Dobson had founded his firm in 1944, one of many new firms started to meet the book starvation in and after the Second World War. His was certainly the most avant-garde of them all, not least in building up a list devoted to music theory and musicology. Young and he, both from the Midlands, took to each other at once, and it proved a long-lasting partnership that grew into an even longer friendship.

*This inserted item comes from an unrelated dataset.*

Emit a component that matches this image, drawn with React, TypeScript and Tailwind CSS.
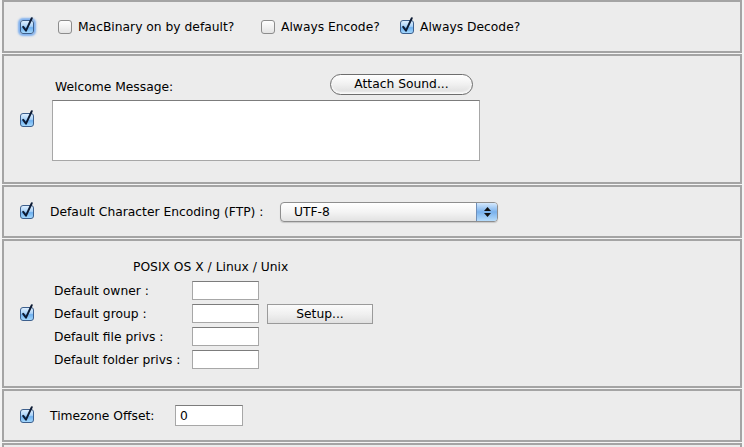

The Dobson list included books by Wilfred Mellors and Egon Wellesz, Ian Copley's Peter Warlock and books on Havergal Brian and Coleridge Taylor, equally out of fashion then. The Sacred Bridge, that monumental study of the links between ancient and modern music, was already under way. Into this mixture Young fitted easily, and the sheer amount of hard work that he got through was amazing. It began with the translation of Tchaikovsky's letters to Nadezhda von Meck, published in Russia in the Thirties but still little known in the West , but his other early books on Handel, Schumann and Kodály also reflected interests not widely fashionable then.

He was a great populariser, as willing to write introductory books for students as monographs. British music, especially Vaughan Williams and Elgar, rooted in the English countryside, was and remained his favourite subject. All these books were published by Dobson, to whom Young remained loyal and devoted, through all the ups and downs of his pioneering career. Young also provided invaluable advice in the early stages of the sixth edition of Grove's Dictionary of Music and Musicians (published as The New Grove in 1980), and rightly insisted on the parallel publication of the life of its founder, Sir George Grove.

British music in all its aspects owes a great deal to Young's energy and industry, and it was characteristic of both that he was in York for a Selwyn College dinner when he slipped and fell, breaking his pelvis, which hastened his end. He remained lucid and energetic to the last.